With rents increasing faster than pay in much of Florida, a state Senate committee contemplated recurrent issues with affordable housing Wednesday.
Before the 2018 Session, then-Gov. Rick Scott recommended sweeping $91.8 million from the then-$314 million Sadowski Trust. Lawmakers moved $182 million from the pool.
Gov. Ron DeSantis recommended fully funding the trust, but more than $110 million was moved to the Panhandle in the wake of Hurricane Michael. Ultimately, just $85 million of a proposed $338 million allocation was spent on its actual purpose.
The Senate Appropriations Committee on Transportation, Tourism, and Economic Development was tasked with hearing solutions to problems decades in the making, a function of housing and land prices that increase well beyond wages for working individuals and families.
“We’ve kind of shied away from policies,” chairman Sen. Travis Hutson said. “What the committee wants to know from a policy perspective is what we can do.”
“Our affordable housing crisis is linked to our homeless crisis,” Hutson added, urging “policy ideas” from stakeholders.
Ability Housing of Jacksonville had its suggestions for workforce and homeless housing.
Shannon Nazworth, on behalf of the organization, suggested impact fees imposed on developers.
“How you do that legally, I don’t know,” Nazworth said.
A representative of the St. Johns Housing Partnership, which helps low-income seniors stay in homes, outlined their problem: a thousand-person waitlist.
They were able to help 150 people in the last year.
Housing costs are surging in St. Johns County, well beyond the reach of the service industry workers that keep the county running. Twenty-five percent of workers commute to the county from Putnam or Duval.
Zoning can be key. Some areas primed for low-income housing development may be zoned as agricultural.
Suburban development is also an issue. Mega-shopping areas are often built far away from where workers can afford to live.
A “linkage fee” to build affordable housing was also suggested, but it’s hard to imagine that getting through the House and the Senate.
Danielle Scoggins, who handles public policy for Florida Realtors, suggested “assistance” for renters who need down payment or closing cost assistance.
Kyle Shepherd, director of Intergovernmental Relations for Orlando, discussed how his city has removed “red tape.”
“Orlando is ground zero for our affordable housing crisis,” Shepherd said, noting that the area has “the most severe disparity” when it comes to matching affordable housing to the people who need it.
Other Florida cities, Shepherd said, follow similar patterns.
“We have a lot of people who want to live here, and that means there’s a stress on the supply of housing in Florida,” the Orlando official said.
Young people preferring smaller homes is a trend that heartens Shepherd. Since 1950, the average home went from 968 to 2,600 square feet, even as families have gotten smaller.
If that trend can be made to hold, it can be augmented by zoning and incentives, such as “density bonuses.”
Florida Association of Counties was represented by its President, Commissioner Nick Maddox, who brought things back full circle.

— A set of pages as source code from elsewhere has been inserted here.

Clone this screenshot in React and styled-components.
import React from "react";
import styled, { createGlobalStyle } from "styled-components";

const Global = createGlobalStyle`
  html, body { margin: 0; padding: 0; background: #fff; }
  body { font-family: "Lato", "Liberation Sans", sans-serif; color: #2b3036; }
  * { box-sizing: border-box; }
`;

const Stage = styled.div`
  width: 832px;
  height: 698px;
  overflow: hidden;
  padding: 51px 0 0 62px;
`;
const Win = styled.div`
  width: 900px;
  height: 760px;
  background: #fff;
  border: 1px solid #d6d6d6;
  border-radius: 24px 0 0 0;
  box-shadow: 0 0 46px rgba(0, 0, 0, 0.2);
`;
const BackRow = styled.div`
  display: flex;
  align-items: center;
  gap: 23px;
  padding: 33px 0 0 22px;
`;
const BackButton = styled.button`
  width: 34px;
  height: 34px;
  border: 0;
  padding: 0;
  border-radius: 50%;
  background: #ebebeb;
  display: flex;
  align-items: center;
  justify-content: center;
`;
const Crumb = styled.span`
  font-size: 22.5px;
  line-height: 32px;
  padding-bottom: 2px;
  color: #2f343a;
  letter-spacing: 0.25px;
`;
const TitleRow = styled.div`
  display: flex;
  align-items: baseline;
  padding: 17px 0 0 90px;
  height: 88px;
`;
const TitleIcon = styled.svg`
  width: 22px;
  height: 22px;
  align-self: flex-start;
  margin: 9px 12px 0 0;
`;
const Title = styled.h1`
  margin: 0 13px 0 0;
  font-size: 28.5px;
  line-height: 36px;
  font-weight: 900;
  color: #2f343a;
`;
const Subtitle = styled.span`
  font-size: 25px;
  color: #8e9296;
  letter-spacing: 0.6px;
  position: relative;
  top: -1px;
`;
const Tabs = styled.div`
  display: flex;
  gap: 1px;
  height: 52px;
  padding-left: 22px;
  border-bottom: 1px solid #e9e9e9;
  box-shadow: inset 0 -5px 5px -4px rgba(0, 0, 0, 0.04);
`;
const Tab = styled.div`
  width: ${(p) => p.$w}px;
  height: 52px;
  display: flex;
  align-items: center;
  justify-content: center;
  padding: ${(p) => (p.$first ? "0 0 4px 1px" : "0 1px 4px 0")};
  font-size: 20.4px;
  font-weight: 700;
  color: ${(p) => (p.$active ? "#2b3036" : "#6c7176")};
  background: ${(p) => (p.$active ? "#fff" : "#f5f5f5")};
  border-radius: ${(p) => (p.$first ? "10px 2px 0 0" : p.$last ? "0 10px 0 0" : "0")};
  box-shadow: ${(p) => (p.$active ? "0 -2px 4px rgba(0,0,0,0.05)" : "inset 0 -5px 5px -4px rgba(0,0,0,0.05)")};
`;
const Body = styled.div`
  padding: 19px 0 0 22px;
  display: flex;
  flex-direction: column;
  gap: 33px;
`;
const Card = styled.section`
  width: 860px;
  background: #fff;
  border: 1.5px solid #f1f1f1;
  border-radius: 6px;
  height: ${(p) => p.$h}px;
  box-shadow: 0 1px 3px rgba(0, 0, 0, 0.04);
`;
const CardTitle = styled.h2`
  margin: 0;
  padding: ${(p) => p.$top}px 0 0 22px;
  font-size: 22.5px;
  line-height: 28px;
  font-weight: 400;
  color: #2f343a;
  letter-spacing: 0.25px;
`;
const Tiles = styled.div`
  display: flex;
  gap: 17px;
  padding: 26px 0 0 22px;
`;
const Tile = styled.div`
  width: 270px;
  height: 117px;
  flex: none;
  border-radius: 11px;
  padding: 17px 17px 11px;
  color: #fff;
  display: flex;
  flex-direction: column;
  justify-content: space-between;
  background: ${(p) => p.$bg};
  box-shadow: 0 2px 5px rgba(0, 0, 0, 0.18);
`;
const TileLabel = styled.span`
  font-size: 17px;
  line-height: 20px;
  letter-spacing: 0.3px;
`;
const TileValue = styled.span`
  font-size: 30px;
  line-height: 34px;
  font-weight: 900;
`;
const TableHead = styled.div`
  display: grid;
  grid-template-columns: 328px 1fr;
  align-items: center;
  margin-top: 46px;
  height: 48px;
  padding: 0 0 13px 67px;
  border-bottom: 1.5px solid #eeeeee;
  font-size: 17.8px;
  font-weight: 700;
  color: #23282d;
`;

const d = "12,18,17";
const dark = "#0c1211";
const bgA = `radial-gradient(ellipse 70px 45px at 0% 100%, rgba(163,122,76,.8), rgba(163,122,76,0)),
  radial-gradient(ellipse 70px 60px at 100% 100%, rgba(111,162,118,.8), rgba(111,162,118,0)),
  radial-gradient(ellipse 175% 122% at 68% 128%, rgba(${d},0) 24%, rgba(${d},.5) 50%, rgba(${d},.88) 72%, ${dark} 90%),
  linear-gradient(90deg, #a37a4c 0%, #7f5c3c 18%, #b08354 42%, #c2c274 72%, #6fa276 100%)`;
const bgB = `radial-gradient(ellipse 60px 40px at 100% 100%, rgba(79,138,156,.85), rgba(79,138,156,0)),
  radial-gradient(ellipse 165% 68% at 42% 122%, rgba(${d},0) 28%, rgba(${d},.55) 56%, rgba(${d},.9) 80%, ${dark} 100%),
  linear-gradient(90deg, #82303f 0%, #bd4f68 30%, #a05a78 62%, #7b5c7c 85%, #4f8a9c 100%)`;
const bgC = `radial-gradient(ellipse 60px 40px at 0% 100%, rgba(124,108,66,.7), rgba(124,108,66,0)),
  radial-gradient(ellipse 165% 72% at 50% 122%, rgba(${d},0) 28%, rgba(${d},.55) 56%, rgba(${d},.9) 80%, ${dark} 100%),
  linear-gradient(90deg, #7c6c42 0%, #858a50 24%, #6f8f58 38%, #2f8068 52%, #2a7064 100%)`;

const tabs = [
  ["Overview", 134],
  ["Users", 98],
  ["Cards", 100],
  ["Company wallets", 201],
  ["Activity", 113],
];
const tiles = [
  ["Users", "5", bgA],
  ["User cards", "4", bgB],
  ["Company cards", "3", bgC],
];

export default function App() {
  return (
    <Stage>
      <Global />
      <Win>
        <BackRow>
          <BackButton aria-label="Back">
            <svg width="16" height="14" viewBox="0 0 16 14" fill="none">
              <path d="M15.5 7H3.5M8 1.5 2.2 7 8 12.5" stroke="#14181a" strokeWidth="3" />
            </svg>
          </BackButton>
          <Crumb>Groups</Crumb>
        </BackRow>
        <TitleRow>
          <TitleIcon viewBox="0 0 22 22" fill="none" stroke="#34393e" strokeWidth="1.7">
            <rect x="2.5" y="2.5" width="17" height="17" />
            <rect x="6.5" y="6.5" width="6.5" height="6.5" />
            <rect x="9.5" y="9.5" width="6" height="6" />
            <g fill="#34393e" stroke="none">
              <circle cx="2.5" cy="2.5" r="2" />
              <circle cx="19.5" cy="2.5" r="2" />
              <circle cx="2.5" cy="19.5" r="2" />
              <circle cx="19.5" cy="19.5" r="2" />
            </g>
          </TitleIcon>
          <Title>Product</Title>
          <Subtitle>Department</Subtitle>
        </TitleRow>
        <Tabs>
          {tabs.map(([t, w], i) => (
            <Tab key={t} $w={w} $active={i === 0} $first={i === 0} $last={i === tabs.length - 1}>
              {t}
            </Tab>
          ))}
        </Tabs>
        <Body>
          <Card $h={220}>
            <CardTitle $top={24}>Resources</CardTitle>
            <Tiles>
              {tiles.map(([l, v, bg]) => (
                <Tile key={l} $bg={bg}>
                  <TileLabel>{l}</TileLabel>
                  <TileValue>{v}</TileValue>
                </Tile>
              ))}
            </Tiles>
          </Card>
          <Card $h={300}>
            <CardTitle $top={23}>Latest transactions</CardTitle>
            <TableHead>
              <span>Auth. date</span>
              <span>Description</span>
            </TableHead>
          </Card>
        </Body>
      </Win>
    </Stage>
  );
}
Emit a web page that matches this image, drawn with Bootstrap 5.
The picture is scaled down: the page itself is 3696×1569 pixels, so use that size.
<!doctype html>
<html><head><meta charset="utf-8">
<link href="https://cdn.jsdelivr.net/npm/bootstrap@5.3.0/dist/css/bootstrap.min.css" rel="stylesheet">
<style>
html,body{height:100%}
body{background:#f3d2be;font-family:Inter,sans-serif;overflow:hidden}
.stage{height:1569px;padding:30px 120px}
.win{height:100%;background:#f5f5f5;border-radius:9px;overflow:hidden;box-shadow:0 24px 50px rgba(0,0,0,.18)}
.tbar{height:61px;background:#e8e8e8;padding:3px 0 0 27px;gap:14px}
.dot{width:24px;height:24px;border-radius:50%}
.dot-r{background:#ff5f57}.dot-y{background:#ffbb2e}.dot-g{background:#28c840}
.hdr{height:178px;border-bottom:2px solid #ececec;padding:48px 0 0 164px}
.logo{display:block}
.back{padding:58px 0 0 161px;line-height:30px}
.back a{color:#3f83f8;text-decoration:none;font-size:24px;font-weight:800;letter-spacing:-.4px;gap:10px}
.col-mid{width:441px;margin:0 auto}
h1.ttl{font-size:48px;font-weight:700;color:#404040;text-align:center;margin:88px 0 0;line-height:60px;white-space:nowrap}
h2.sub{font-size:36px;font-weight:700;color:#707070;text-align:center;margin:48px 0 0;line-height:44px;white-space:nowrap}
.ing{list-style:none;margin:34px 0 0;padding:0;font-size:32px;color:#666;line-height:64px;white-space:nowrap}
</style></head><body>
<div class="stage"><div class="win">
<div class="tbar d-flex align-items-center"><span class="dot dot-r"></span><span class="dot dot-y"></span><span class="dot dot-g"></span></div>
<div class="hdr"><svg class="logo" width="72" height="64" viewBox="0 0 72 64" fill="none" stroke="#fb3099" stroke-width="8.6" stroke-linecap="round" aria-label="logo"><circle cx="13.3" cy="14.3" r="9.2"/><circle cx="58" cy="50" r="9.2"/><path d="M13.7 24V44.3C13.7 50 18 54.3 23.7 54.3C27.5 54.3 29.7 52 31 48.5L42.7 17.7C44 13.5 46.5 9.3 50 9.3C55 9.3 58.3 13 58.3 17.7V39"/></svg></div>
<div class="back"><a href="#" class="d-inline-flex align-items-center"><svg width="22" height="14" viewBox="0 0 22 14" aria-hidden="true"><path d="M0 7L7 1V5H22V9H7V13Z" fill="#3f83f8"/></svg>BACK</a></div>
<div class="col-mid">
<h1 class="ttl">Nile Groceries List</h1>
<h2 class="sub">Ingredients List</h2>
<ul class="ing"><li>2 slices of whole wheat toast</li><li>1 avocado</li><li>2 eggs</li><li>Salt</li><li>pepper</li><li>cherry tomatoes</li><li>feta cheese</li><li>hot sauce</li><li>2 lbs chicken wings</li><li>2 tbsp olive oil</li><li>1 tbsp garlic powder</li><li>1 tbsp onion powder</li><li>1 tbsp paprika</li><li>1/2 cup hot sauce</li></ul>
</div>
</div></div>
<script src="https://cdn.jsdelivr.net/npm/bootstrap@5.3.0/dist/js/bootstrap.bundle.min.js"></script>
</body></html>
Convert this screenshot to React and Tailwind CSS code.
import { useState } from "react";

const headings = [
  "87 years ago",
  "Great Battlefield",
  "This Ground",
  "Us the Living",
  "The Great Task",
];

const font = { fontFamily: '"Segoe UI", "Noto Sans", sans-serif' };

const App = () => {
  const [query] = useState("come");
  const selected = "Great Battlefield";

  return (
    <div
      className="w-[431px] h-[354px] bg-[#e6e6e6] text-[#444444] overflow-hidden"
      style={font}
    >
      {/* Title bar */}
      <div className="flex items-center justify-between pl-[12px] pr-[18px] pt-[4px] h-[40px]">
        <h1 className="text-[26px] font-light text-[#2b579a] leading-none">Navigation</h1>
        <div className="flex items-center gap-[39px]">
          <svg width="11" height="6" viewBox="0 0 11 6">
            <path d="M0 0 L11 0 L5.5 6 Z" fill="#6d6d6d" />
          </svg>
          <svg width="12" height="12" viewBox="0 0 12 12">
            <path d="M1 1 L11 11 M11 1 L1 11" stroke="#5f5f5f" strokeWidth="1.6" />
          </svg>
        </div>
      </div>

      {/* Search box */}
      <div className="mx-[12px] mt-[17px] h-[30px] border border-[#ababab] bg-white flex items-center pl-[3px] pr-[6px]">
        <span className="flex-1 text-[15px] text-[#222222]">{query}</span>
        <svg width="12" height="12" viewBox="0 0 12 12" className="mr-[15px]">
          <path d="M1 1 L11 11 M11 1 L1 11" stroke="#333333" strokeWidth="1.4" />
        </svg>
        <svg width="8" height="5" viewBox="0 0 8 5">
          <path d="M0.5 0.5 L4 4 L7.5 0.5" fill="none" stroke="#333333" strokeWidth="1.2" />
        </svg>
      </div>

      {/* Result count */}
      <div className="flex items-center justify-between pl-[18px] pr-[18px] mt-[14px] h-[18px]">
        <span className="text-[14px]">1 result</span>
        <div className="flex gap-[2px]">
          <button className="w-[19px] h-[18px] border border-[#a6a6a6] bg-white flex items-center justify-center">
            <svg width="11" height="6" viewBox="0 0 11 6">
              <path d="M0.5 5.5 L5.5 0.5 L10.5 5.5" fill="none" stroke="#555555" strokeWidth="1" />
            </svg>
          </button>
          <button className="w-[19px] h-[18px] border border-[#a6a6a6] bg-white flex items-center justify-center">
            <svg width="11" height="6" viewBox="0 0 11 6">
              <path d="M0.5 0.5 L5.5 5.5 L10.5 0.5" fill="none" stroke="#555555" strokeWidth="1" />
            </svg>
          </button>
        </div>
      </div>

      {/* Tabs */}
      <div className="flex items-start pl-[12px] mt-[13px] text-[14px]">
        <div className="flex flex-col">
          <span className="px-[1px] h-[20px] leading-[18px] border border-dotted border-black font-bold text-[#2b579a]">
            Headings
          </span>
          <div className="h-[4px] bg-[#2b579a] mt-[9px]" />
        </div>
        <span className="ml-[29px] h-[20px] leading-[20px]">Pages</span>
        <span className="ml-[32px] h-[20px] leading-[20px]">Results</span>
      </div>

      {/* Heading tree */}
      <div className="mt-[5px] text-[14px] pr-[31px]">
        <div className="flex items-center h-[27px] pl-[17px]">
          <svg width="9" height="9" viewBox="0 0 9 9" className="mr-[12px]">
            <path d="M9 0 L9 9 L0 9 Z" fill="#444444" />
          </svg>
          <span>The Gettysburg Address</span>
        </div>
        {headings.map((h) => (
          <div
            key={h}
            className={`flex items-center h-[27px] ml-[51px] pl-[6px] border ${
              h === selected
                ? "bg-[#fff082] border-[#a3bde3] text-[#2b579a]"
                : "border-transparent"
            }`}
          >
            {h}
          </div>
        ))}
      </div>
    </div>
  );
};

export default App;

He spotlighted the Sadowski Fund sweeps as critically detrimental to local efforts to provide affordable housing.
“The only barrier to us reducing our waiting list” was how Maddox described Sadowski shortfalls.
“I appreciate what the Senate and Governor have done in the past,” Maddox said, urging the Senate to “stay in that lane” and attempt to go a budget year without eviscerating the fund.
Beyond Sadowski concerns, Maddox advanced the idea of an affordable housing “land bank,” which he would like state help with.